Kopf unter oder über Wasser:

Erschwerend kommt hinzu, dass die Situation der Milchviehhalter einzelbetrieblich sehr unterschiedlich ist. Differenzen in Höhe von bis zu 12 ct/kg bei den Produktionskosten sind nicht neu. Dass aber noch einmal über 5 ct/kg Differenz beim Auszahlungspreis in Abhängigkeit der Molkerei hinzukommen können, macht die Situation unerträglich. Es bedeutet nichts anderes, als dass die erfolgreichen Betriebe mit dem Glück der tüchtigen Molkerei beim aktuellen Preisniveau noch den Kopf über Wasser halten, wobei den anderen schlichtweg die Luft zum Atmen fehlt.
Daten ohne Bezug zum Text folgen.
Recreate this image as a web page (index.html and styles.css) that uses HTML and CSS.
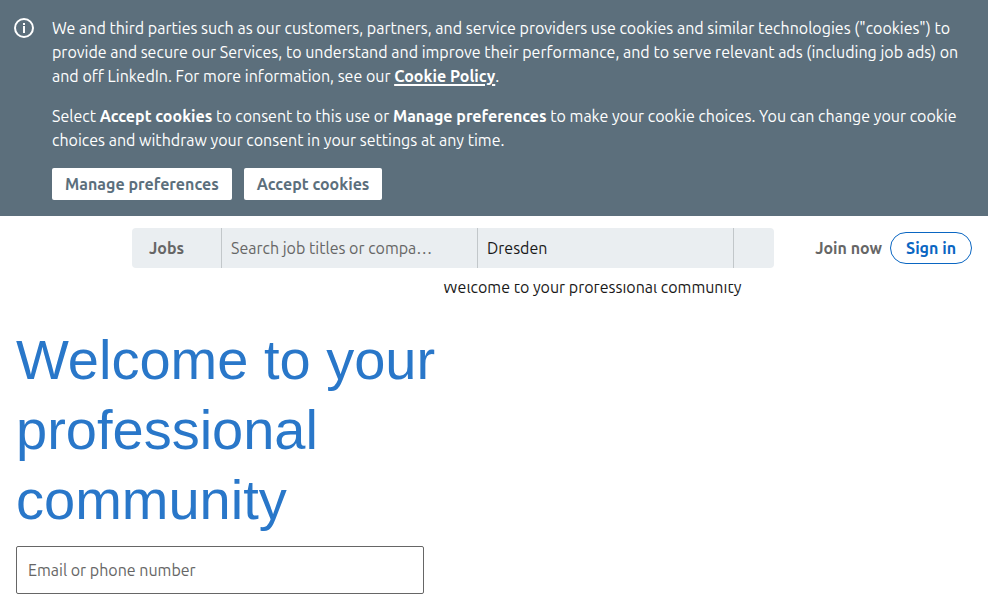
FILE: index.html
```html
<!DOCTYPE html>
<html lang="en">
<head>
<meta charset="utf-8">
<meta name="viewport" content="width=device-width, initial-scale=1">
<title>LinkedIn: Log In or Sign Up</title>
<link rel="stylesheet" href="styles.css">
</head>
<body>
<section class="consent" aria-label="Cookie consent">
  <svg class="consent-icon" viewBox="0 0 24 24" width="24" height="24" fill="none" aria-hidden="true">
    <circle cx="12" cy="12" r="9" stroke="currentColor" stroke-width="2"/>
    <path d="M11 10h2v7h-2zM11 7h2v2h-2z" fill="currentColor"/>
  </svg>
  <div class="consent-body">
    <p>We and third parties such as our customers, partners, and service providers use cookies and similar technologies ("cookies") to provide and secure our Services, to understand and improve their performance, and to serve relevant ads (including job ads) on and off LinkedIn. For more information, see our <a href="#cookies">Cookie Policy</a>.</p>
    <p>Select <strong>Accept cookies</strong> to consent to this use or <strong>Manage preferences</strong> to make your cookie choices. You can change your cookie choices and withdraw your consent in your settings at any time.</p>
    <div class="consent-actions">
      <button type="button">Manage preferences</button>
      <button type="button">Accept cookies</button>
    </div>
  </div>
</section>
<header class="header">
  <form class="search" role="search">
    <button class="search-type" type="button">Jobs</button>
    <input class="search-field" type="text" aria-label="Search job titles or companies" placeholder="Search job titles or companies">
    <input class="search-field" type="text" aria-label="Location" value="Dresden">
    <button class="search-submit" type="submit" aria-label="Search"></button>
  </form>
  <nav class="account" aria-label="Account">
    <a class="join" href="#join">Join now</a>
    <a class="sign-in" href="#signin">Sign in</a>
  </nav>
</header>
<main class="hero">
  <div class="hero-main">
    <h1>Welcome to your professional community</h1>
    <form>
      <input class="email" type="text" aria-label="Email or phone number" placeholder="Email or phone number">
    </form>
  </div>
  <div class="hero-art"><p>Welcome to your professional community</p></div>
</main>
</body>
</html>
```

FILE: styles.css
```css
* {
  box-sizing: border-box;
}

body {
  margin: 0 12px 0 0;
  background: #fff;
  color: #191919;
  font: 16px/24px Ubuntu, Roboto, "Noto Sans", sans-serif;
}

button,
input {
  font: inherit;
}

p {
  margin: 0;
}

.consent {
  display: flex;
  gap: 16px;
  padding: 16px 16px 16px 12px;
  background: #5c6f7c;
  color: #fff;
}

.consent-icon {
  flex: none;
}

.consent-body {
  display: grid;
  gap: 16px;
}

.consent a {
  color: #fff;
  font-weight: 700;
  text-decoration-thickness: 2px;
  text-underline-offset: 2px;
}

.consent-actions {
  display: flex;
  gap: 12px;
}

.consent-actions button {
  height: 32px;
  padding: 0 13px;
  border: 0;
  border-radius: 2px;
  background: #fff;
  color: #5c6f7c;
  font-weight: 700;
}

.header {
  display: flex;
  align-items: center;
  justify-content: space-between;
  padding: 12px 16px 16px 132px;
}

.search {
  display: flex;
  height: 40px;
  border-radius: 4px;
  background: #eaeef1;
  overflow: hidden;
}

.search > * {
  border: 0;
  background: transparent;
}

.search-type {
  width: 89px;
  padding: 0 17px;
  color: #666;
  font-weight: 700;
  text-align: left;
}

.search .search-field {
  width: 256px;
  padding: 0 40px 0 9px;
  border-left: 1px solid #c2c7ca;
  color: #191919;
  text-overflow: ellipsis;
}

.search .search-submit {
  width: 41px;
  border-left: 1px solid #c2c7ca;
}

.search .search-field::placeholder,
.email::placeholder {
  color: #666;
  opacity: 1;
}

.account {
  display: flex;
  align-items: center;
  gap: 8px;
  font-weight: 700;
  white-space: nowrap;
}

.account a {
  text-decoration: none;
}

.join {
  color: #666;
}

.sign-in {
  padding: 3px 15px;
  border: 1px solid #0a66c2;
  border-radius: 16px;
  color: #0a66c2;
}

.hero {
  display: grid;
  grid-template-columns: 427px 1fr;
  padding: 0 16px;
}

.hero-main {
  padding-top: 41px;
}

h1 {
  margin: 0 0 11px;
  color: #2977c9;
  font: 56px/70px "Liberation Sans", Arial, sans-serif;
}

.email {
  display: block;
  width: 408px;
  height: 48px;
  padding: 0 11px;
  border: 1px solid #666;
  border-radius: 2px;
}

.hero-art {
  overflow: hidden;
}

.hero-art p {
  margin-top: -9px;
}
```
Regional betrachtet dürften die absoluten Grünlandstandorte am stärksten unter der Milchkrise leiden. Hier mangelt es häufig an einer Diversifizierung des Betriebseinkommens. Man ist fast ausschließlich von den Erlösen der Milchviehhaltung abhängig, wogegen Betriebe mit Veredlung, Ackerbau oder regenerativen Energien Umsatzeinbußen bei der Milch vorübergehend kompensieren können. Ebenso trifft es stark gewachsene Betriebe, weil hier der hohe Kapitaldienst die Liquiditätslage zusätzlich anspannt. Allerdings belasten gut geplante und langfristig finanzierte Wachstumsschritte die Wirtschaftlichkeit der Milcherzeugung weniger als eine schlechte Produktionstechnik.
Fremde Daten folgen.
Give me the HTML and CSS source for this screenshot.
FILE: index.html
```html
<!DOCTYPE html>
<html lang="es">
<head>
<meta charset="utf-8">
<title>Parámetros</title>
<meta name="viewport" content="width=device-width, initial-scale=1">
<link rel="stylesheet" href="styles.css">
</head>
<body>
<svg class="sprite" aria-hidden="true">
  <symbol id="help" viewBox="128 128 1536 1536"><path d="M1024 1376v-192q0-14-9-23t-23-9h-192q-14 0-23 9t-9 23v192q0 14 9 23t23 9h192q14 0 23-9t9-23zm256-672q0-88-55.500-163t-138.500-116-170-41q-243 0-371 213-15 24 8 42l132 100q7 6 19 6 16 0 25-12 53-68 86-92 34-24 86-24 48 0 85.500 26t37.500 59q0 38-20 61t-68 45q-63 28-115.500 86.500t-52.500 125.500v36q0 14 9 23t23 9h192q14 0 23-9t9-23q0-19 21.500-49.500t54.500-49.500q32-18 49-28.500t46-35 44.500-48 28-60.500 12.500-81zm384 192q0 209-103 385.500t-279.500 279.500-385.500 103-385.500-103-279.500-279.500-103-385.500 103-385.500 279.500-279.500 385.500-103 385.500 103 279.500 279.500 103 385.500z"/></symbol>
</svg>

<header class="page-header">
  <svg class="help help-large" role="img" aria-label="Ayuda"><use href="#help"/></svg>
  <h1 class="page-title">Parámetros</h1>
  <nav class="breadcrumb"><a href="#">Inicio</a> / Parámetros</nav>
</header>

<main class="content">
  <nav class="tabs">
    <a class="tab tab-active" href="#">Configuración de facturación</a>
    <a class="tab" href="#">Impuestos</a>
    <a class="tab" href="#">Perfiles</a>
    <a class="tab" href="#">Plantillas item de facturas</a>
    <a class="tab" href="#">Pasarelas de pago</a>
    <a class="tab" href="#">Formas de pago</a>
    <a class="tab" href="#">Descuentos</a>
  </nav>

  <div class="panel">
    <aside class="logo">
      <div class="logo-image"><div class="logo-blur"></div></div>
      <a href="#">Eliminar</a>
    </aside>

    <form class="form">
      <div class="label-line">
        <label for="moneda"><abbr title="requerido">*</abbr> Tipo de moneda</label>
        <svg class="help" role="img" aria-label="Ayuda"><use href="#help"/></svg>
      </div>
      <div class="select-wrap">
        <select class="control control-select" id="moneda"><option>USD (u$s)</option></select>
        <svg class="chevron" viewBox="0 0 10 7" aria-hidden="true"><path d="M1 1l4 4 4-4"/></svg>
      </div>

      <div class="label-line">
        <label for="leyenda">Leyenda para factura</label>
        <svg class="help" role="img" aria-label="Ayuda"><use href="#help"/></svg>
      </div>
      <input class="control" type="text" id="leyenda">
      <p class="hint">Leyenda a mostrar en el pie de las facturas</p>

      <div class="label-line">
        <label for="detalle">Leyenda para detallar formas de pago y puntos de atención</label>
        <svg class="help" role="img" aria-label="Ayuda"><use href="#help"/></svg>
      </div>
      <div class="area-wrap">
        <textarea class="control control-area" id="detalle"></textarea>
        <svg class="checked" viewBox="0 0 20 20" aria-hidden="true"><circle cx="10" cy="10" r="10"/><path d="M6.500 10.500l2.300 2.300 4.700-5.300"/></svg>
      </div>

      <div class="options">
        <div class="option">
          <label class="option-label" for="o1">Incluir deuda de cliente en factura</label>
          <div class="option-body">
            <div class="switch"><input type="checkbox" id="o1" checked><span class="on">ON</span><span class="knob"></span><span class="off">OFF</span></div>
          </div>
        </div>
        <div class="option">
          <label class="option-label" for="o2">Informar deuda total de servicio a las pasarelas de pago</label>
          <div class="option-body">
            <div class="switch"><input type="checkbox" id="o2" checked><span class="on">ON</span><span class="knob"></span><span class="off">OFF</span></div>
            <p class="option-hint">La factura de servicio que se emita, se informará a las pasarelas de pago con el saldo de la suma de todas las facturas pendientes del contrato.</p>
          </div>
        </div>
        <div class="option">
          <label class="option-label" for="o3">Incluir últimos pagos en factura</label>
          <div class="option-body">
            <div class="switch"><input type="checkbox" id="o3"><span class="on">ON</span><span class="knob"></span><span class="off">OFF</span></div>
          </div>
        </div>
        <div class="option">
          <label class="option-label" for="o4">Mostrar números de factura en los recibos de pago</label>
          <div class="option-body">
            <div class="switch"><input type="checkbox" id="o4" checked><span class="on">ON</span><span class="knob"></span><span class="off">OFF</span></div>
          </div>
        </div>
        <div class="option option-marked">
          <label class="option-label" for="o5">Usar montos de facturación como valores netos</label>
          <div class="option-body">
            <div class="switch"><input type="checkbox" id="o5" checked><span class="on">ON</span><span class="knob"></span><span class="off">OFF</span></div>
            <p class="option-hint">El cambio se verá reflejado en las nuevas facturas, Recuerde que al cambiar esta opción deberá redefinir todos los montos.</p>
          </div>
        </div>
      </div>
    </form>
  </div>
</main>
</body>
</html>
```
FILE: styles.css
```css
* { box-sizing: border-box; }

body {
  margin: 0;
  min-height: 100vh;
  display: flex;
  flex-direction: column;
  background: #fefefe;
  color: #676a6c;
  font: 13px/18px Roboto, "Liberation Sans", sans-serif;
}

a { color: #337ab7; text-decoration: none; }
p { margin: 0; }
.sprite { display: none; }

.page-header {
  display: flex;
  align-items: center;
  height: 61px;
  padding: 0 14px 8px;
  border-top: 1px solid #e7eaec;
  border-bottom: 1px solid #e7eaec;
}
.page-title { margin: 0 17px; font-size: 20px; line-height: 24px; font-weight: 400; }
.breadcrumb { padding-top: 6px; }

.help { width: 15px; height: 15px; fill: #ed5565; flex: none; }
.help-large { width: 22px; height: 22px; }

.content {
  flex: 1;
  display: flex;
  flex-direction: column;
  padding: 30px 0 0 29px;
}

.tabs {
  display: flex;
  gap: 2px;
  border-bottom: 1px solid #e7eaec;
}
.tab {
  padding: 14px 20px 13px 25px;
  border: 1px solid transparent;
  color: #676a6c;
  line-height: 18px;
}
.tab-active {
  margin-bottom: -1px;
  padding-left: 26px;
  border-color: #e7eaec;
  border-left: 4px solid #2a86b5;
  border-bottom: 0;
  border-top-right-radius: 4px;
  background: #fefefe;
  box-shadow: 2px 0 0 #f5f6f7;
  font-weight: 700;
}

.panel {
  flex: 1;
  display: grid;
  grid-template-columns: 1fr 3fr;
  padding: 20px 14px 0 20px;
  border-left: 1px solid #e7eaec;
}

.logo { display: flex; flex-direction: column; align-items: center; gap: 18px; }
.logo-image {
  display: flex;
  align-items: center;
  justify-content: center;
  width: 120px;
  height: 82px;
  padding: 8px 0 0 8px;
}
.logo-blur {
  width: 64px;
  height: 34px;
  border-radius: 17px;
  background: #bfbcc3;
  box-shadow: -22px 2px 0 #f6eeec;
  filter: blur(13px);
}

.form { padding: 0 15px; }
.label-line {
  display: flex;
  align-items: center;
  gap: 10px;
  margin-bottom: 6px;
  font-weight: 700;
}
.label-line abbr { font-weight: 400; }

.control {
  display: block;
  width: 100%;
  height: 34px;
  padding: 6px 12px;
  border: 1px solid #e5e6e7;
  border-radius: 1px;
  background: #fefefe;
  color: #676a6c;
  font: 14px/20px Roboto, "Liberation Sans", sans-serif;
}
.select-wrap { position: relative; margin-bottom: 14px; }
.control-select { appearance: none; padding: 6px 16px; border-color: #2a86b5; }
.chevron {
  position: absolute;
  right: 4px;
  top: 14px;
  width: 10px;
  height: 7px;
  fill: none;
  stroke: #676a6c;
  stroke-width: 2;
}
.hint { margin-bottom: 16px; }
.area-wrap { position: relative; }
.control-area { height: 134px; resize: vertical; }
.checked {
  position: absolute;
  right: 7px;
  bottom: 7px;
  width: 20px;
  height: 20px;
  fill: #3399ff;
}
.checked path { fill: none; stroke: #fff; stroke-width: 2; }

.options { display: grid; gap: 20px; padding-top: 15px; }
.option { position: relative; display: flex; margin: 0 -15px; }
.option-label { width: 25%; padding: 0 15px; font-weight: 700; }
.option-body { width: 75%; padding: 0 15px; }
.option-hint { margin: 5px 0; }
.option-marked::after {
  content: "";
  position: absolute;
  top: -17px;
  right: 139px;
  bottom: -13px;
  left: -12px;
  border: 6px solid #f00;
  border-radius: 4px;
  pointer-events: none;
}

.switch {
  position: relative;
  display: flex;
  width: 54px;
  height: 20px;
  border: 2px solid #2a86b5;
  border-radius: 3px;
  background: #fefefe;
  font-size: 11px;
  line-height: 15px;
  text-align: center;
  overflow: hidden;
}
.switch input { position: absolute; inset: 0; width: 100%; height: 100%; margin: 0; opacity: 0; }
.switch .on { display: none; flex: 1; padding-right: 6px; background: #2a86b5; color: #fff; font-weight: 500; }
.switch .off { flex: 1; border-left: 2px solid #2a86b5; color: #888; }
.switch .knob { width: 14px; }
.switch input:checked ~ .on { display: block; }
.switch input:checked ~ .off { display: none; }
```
Spannend ist, wie sich die deutsche und europäische Milchlandschaft verändern wird. Hierbei hilft ein Blick in den Rückspiegel. Von 2010 bis 2015 hielten sich gute und schlechte Jahre am Markt die Waage. Obwohl in dieser Zeit in Deutschland etwa jeder vierte Milchviehhalter die Produktion einstellte, stieg die erzeugte Menge um 10,3% auf 32,7 Mio. t. Der Verdrängungswettbewerb hat nicht zu einer Marktentlastung geführt, sondern zum Gegenteil. Das Wachstum der verbliebenen Betriebe und deren professionellere Erzeugung haben die Menge der ausgeschiedenen Betriebe mehr als kompensiert.
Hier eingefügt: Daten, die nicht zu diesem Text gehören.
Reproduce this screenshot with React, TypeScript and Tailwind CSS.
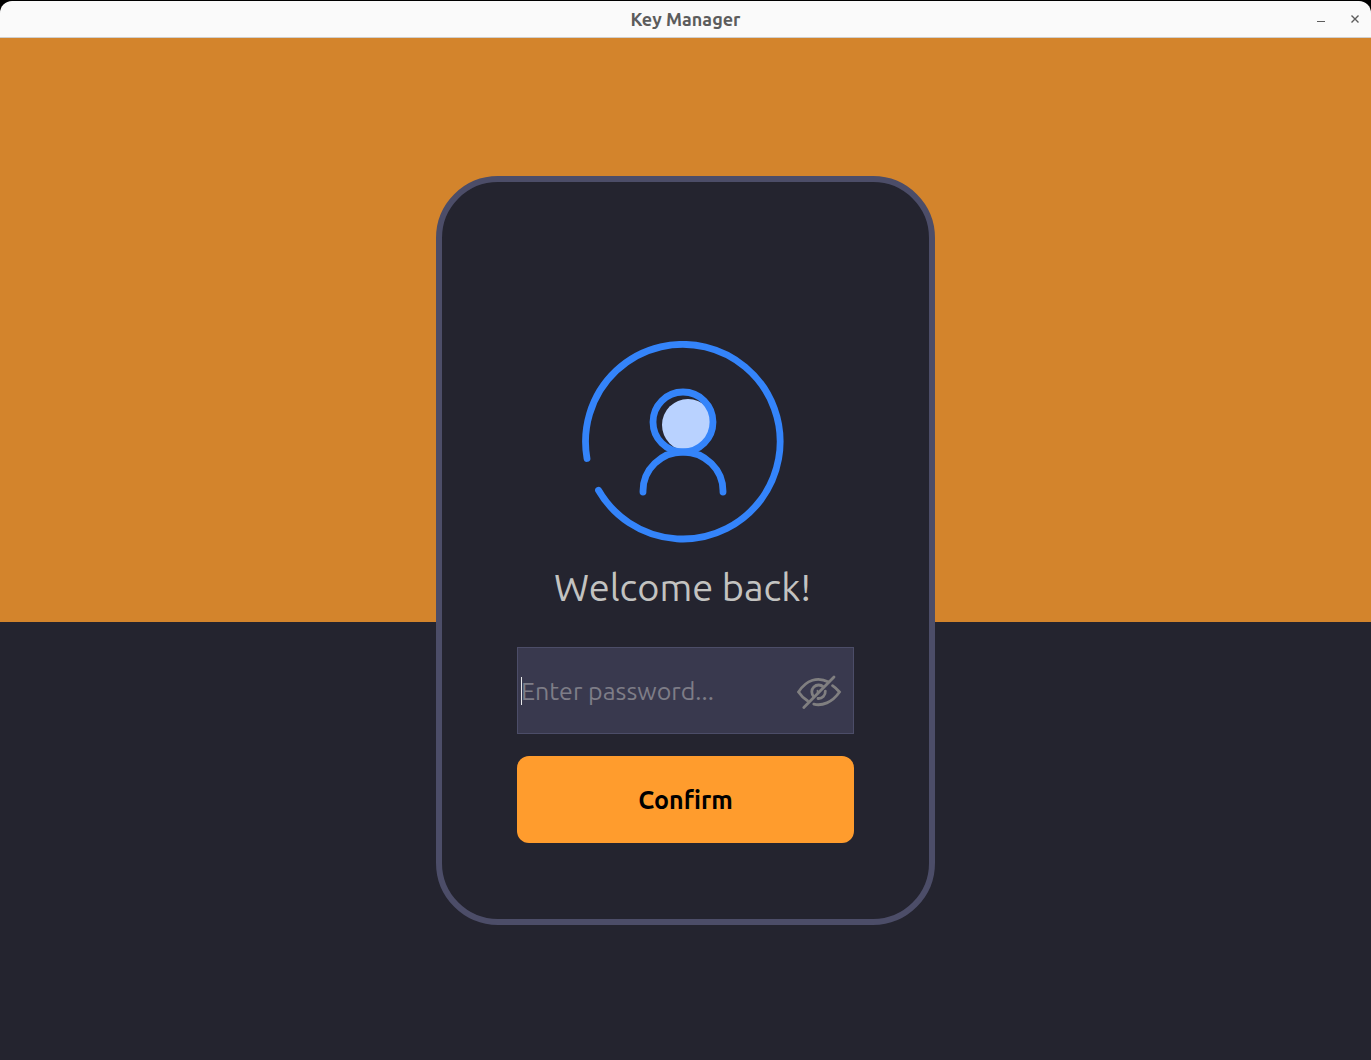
import React, { useState } from "react";

function TitleBar() {
  return (
    <div className="bg-black pt-px">
      <header className="grid h-[37px] grid-cols-[1fr_auto_1fr] items-center rounded-t-xl border-b border-[#cfcfcf] bg-[#fafafa]">
        <h1 className="col-start-2 text-[18px] leading-6 font-bold text-[#5c5c5c]">Key Manager</h1>
        <div className="flex justify-end gap-2.5 pr-1">
          <button type="button" aria-label="Minimize" className="flex size-6 items-center justify-center">
            <svg viewBox="0 0 24 24" className="size-6" fill="none" stroke="#5c5c5c">
              <path d="M8 14.5h8" />
            </svg>
          </button>
          <button type="button" aria-label="Close" className="flex size-6 items-center justify-center">
            <svg viewBox="0 0 24 24" className="size-6" fill="none" stroke="#5c5c5c" strokeWidth="1.4">
              <path d="M8.5 8.5l7 7M15.5 8.5l-7 7" />
            </svg>
          </button>
        </div>
      </header>
    </div>
  );
}

function Avatar() {
  return (
    <svg viewBox="0 0 202 202" className="size-[202px]" fill="none" stroke="#3484fa" strokeWidth="6.8" strokeLinecap="round" aria-hidden="true">
      <path d="M5 117.5A97.3 97.3 0 1 1 16.5 149.2" />
      <circle cx="106" cy="84" r="26" fill="#b9d2ff" stroke="none" />
      <circle cx="101" cy="81" r="30" />
      <path d="M61 151v-1a40 39 0 0 1 80 0v1" />
    </svg>
  );
}

function EyeOff() {
  return (
    <svg viewBox="0 0 46 38" className="h-[38px] w-[46px]" fill="none" stroke="#807f80" strokeWidth="2.8" strokeLinecap="round" aria-hidden="true">
      <path d="M38 5L7.8 35.5" />
      <path d="M32.5 10C22 4.5 10.5 7.5 2.5 20C5 23.7 8 26.7 11.5 28.7" />
      <path d="M36.5 13.7C39.5 15.7 41.5 17.7 43.5 20C36 30.7 26 34.2 17.8 32.2" />
      <path d="M27.5 15A6.8 6.8 0 0 0 17.8 24.7" />
      <path d="M29.3 19.2A6.8 6.8 0 0 1 22 26.5" />
      <path d="M21.5 21V18.5" strokeWidth="1.6" />
    </svg>
  );
}

export default function App() {
  const [password, setPassword] = useState("");
  const [visible, setVisible] = useState(false);

  return (
    <div className="flex min-h-screen flex-col font-['Ubuntu','Noto_Sans',sans-serif]">
      <TitleBar />
      <main className="flex flex-1 flex-col items-center bg-[linear-gradient(#d3842c_57.143%,#24242f_57.143%)] pt-[138px] pb-8">
        <form
          onSubmit={(e) => e.preventDefault()}
          className="w-full max-w-[499px] rounded-[62px] border-[6px] border-[#4c4d68] bg-[#24242f] px-[75px] pt-[159px] pb-[76px]"
        >
          <div className="flex flex-col items-center pr-[6px]">
            <Avatar />
            <h2 className="mt-5 text-[38px] leading-[48px] whitespace-nowrap text-[#c3c3c1]">Welcome back!</h2>
          </div>
          <div className="mt-9 flex h-[87px] items-center border border-[#4c4d68] bg-[#39394e] pr-[11px] pl-[3px]">
            <div className="relative min-w-0 flex-1">
              {password === "" && <span className="absolute top-1 left-0 h-7 w-px bg-[#e8e8e8]" />}
              <input
                type={visible ? "text" : "password"}
                aria-label="Password"
                placeholder="Enter password..."
                value={password}
                onChange={(e) => setPassword(e.target.value)}
                className="block w-full bg-transparent text-[25px] leading-9 text-[#c3c3c1] outline-none placeholder:text-[#7e7d87]"
              />
            </div>
            <button type="button" aria-label="Toggle password visibility" onClick={() => setVisible(!visible)}>
              <EyeOff />
            </button>
          </div>
          <button type="submit" className="mt-[22px] block h-[87px] w-full rounded-xl bg-[#ff9c2d] pt-0.5 text-[25px] font-bold text-black">
            Confirm
          </button>
        </form>
      </main>
    </div>
  );
}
So überrascht es auch nicht, dass in diesem Zeitraum das stärkste Wachstum der Betriebe in den norddeutschen Bundesländern, also in den ohnehin überdurchschnittlich großen Kuhbeständen stattgefunden hat. Wer gehofft hatte, dass diese Expansion in den Milchhochburgen aufgrund der knappen Fläche, der Nährstoffproblematik oder teurer Arbeitskräfte ein Ende hätte, sieht sich getäuscht. Ob dieses Wachstum auch einzelbetrieblich immer richtig war, ist eine andere Frage.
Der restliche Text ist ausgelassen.